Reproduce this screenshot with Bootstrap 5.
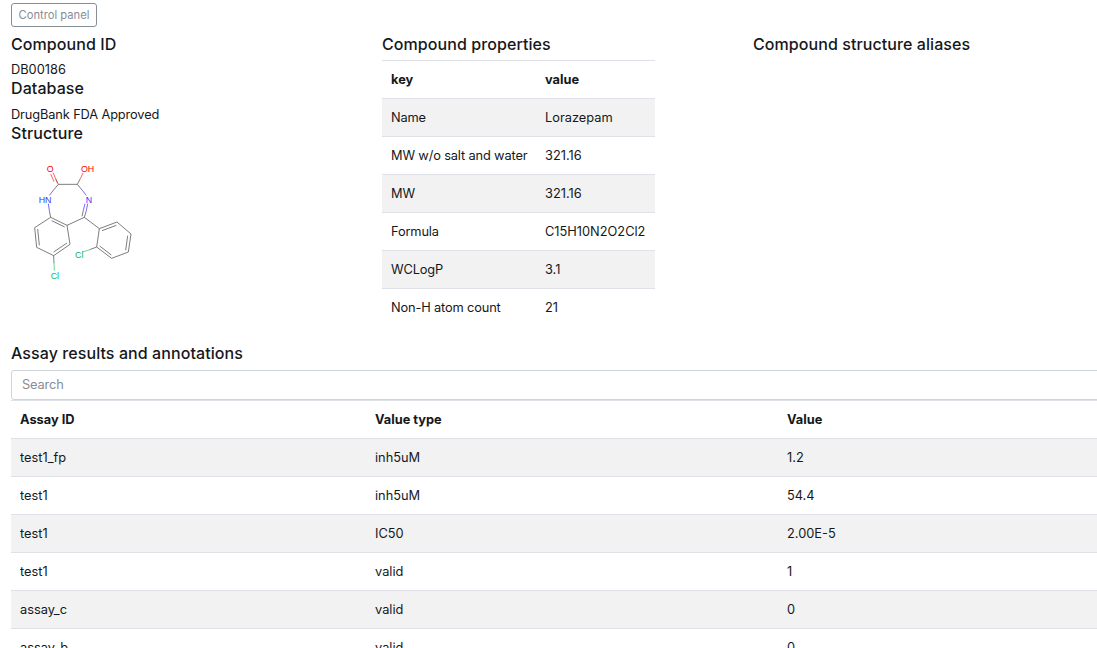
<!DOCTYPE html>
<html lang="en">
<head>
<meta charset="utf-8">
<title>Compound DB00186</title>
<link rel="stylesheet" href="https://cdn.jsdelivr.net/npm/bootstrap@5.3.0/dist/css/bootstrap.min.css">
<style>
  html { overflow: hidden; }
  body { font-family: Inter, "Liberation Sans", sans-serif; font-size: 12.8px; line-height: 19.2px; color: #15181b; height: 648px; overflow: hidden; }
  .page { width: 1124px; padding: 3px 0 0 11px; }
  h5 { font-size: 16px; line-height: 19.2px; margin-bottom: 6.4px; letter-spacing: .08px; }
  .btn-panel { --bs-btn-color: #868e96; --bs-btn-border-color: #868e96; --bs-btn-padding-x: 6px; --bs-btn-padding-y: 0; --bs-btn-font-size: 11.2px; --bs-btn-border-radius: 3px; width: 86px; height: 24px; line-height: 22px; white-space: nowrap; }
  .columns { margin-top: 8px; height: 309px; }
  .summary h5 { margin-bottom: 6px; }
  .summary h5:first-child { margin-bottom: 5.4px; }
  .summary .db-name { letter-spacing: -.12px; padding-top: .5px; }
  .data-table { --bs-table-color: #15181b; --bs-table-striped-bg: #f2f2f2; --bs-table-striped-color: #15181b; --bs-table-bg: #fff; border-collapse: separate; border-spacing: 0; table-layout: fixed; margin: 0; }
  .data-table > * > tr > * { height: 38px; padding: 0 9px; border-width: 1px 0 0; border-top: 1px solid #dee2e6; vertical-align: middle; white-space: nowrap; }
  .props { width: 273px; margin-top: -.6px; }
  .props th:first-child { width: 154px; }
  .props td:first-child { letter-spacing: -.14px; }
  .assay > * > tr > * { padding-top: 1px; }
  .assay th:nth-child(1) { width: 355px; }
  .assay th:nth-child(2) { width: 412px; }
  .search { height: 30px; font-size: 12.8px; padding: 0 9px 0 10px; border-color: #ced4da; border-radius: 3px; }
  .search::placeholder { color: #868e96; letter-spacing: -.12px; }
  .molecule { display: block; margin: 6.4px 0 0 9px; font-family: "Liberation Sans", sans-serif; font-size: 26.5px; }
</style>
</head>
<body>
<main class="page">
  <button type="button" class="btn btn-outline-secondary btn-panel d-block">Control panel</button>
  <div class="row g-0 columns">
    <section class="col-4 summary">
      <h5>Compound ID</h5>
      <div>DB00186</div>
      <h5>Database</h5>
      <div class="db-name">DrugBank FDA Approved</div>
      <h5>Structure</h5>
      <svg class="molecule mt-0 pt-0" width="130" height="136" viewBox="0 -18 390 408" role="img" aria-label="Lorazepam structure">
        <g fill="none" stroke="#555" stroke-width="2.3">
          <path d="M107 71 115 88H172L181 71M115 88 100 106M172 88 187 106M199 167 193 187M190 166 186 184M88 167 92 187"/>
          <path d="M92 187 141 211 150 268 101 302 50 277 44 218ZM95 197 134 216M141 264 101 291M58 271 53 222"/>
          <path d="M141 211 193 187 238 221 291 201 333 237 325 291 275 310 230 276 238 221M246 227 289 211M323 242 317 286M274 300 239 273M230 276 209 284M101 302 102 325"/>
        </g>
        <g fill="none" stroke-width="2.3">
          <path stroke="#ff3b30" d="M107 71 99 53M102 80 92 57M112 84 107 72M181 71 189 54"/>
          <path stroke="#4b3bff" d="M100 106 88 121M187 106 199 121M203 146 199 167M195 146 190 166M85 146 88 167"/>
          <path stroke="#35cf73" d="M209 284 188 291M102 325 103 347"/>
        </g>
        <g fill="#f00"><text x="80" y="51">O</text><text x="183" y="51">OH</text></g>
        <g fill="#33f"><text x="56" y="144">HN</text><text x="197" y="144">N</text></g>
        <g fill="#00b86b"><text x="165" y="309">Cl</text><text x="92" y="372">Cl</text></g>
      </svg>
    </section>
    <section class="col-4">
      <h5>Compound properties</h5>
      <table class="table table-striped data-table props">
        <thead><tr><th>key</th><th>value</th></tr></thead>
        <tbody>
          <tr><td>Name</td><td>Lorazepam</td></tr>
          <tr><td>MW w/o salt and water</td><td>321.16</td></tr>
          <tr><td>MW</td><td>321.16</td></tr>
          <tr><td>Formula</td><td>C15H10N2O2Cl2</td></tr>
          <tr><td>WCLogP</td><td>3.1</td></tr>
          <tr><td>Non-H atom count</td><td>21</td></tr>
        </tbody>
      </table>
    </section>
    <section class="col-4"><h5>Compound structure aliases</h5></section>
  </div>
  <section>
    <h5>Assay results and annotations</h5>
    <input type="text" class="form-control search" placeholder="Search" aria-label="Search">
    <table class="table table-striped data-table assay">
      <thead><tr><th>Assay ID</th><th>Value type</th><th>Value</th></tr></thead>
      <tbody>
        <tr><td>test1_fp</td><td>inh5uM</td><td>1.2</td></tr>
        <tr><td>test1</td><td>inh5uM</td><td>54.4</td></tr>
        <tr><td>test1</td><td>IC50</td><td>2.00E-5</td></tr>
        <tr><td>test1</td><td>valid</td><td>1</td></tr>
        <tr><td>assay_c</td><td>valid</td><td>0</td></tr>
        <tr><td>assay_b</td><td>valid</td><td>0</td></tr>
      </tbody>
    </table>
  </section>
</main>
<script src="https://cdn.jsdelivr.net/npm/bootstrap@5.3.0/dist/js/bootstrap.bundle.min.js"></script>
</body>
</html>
════════════════════
• [Direction] Transcribe all the lines above exactly, apart from the pictures.

• [Response to the task]
Reproduce this screenshot with Bootstrap 5.
<!DOCTYPE html>
<html lang="en">
<head>
<meta charset="utf-8">
<title>Compound DB00186</title>
<link rel="stylesheet" href="https://cdn.jsdelivr.net/npm/bootstrap@5.3.0/dist/css/bootstrap.min.css">
<style>
  html { overflow: hidden; }
  body { font-family: Inter, "Liberation Sans", sans-serif; font-size: 12.8px; line-height: 19.2px; color: #15181b; height: 648px; overflow: hidden; }
  .page { width: 1124px; padding: 3px 0 0 11px; }
  h5 { font-size: 16px; line-height: 19.2px; margin-bottom: 6.4px; letter-spacing: .08px; }
  .btn-panel { --bs-btn-color: #868e96; --bs-btn-border-color: #868e96; --bs-btn-padding-x: 6px; --bs-btn-padding-y: 0; --bs-btn-font-size: 11.2px; --bs-btn-border-radius: 3px; width: 86px; height: 24px; line-height: 22px; white-space: nowrap; }
  .columns { margin-top: 8px; height: 309px; }
  .summary h5 { margin-bottom: 6px; }
  .summary h5:first-child { margin-bottom: 5.4px; }
  .summary .db-name { letter-spacing: -.12px; padding-top: .5px; }
  .data-table { --bs-table-color: #15181b; --bs-table-striped-bg: #f2f2f2; --bs-table-striped-color: #15181b; --bs-table-bg: #fff; border-collapse: separate; border-spacing: 0; table-layout: fixed; margin: 0; }
  .data-table > * > tr > * { height: 38px; padding: 0 9px; border-width: 1px 0 0; border-top: 1px solid #dee2e6; vertical-align: middle; white-space: nowrap; }
  .props { width: 273px; margin-top: -.6px; }
  .props th:first-child { width: 154px; }
  .props td:first-child { letter-spacing: -.14px; }
  .assay > * > tr > * { padding-top: 1px; }
  .assay th:nth-child(1) { width: 355px; }
  .assay th:nth-child(2) { width: 412px; }
  .search { height: 30px; font-size: 12.8px; padding: 0 9px 0 10px; border-color: #ced4da; border-radius: 3px; }
  .search::placeholder { color: #868e96; letter-spacing: -.12px; }
  .molecule { display: block; margin: 6.4px 0 0 9px; font-family: "Liberation Sans", sans-serif; font-size: 26.5px; }
</style>
</head>
<body>
<main class="page">
  <button type="button" class="btn btn-outline-secondary btn-panel d-block">Control panel</button>
  <div class="row g-0 columns">
    <section class="col-4 summary">
      <h5>Compound ID</h5>
      <div>DB00186</div>
      <h5>Database</h5>
      <div class="db-name">DrugBank FDA Approved</div>
      <h5>Structure</h5>
      <svg class="molecule mt-0 pt-0" width="130" height="136" viewBox="0 -18 390 408" role="img" aria-label="Lorazepam structure">
        <g fill="none" stroke="#555" stroke-width="2.3">
          <path d="M107 71 115 88H172L181 71M115 88 100 106M172 88 187 106M199 167 193 187M190 166 186 184M88 167 92 187"/>
          <path d="M92 187 141 211 150 268 101 302 50 277 44 218ZM95 197 134 216M141 264 101 291M58 271 53 222"/>
          <path d="M141 211 193 187 238 221 291 201 333 237 325 291 275 310 230 276 238 221M246 227 289 211M323 242 317 286M274 300 239 273M230 276 209 284M101 302 102 325"/>
        </g>
        <g fill="none" stroke-width="2.3">
          <path stroke="#ff3b30" d="M107 71 99 53M102 80 92 57M112 84 107 72M181 71 189 54"/>
          <path stroke="#4b3bff" d="M100 106 88 121M187 106 199 121M203 146 199 167M195 146 190 166M85 146 88 167"/>
          <path stroke="#35cf73" d="M209 284 188 291M102 325 103 347"/>
        </g>
        <g fill="#f00"><text x="80" y="51">O</text><text x="183" y="51">OH</text></g>
        <g fill="#33f"><text x="56" y="144">HN</text><text x="197" y="144">N</text></g>
        <g fill="#00b86b"><text x="165" y="309">Cl</text><text x="92" y="372">Cl</text></g>
      </svg>
    </section>
    <section class="col-4">
      <h5>Compound properties</h5>
      <table class="table table-striped data-table props">
        <thead><tr><th>key</th><th>value</th></tr></thead>
        <tbody>
          <tr><td>Name</td><td>Lorazepam</td></tr>
          <tr><td>MW w/o salt and water</td><td>321.16</td></tr>
          <tr><td>MW</td><td>321.16</td></tr>
          <tr><td>Formula</td><td>C15H10N2O2Cl2</td></tr>
          <tr><td>WCLogP</td><td>3.1</td></tr>
          <tr><td>Non-H atom count</td><td>21</td></tr>
        </tbody>
      </table>
    </section>
    <section class="col-4"><h5>Compound structure aliases</h5></section>
  </div>
  <section>
    <h5>Assay results and annotations</h5>
    <input type="text" class="form-control search" placeholder="Search" aria-label="Search">
    <table class="table table-striped data-table assay">
      <thead><tr><th>Assay ID</th><th>Value type</th><th>Value</th></tr></thead>
      <tbody>
        <tr><td>test1_fp</td><td>inh5uM</td><td>1.2</td></tr>
        <tr><td>test1</td><td>inh5uM</td><td>54.4</td></tr>
        <tr><td>test1</td><td>IC50</td><td>2.00E-5</td></tr>
        <tr><td>test1</td><td>valid</td><td>1</td></tr>
        <tr><td>assay_c</td><td>valid</td><td>0</td></tr>
        <tr><td>assay_b</td><td>valid</td><td>0</td></tr>
      </tbody>
    </table>
  </section>
</main>
<script src="https://cdn.jsdelivr.net/npm/bootstrap@5.3.0/dist/js/bootstrap.bundle.min.js"></script>
</body>
</html>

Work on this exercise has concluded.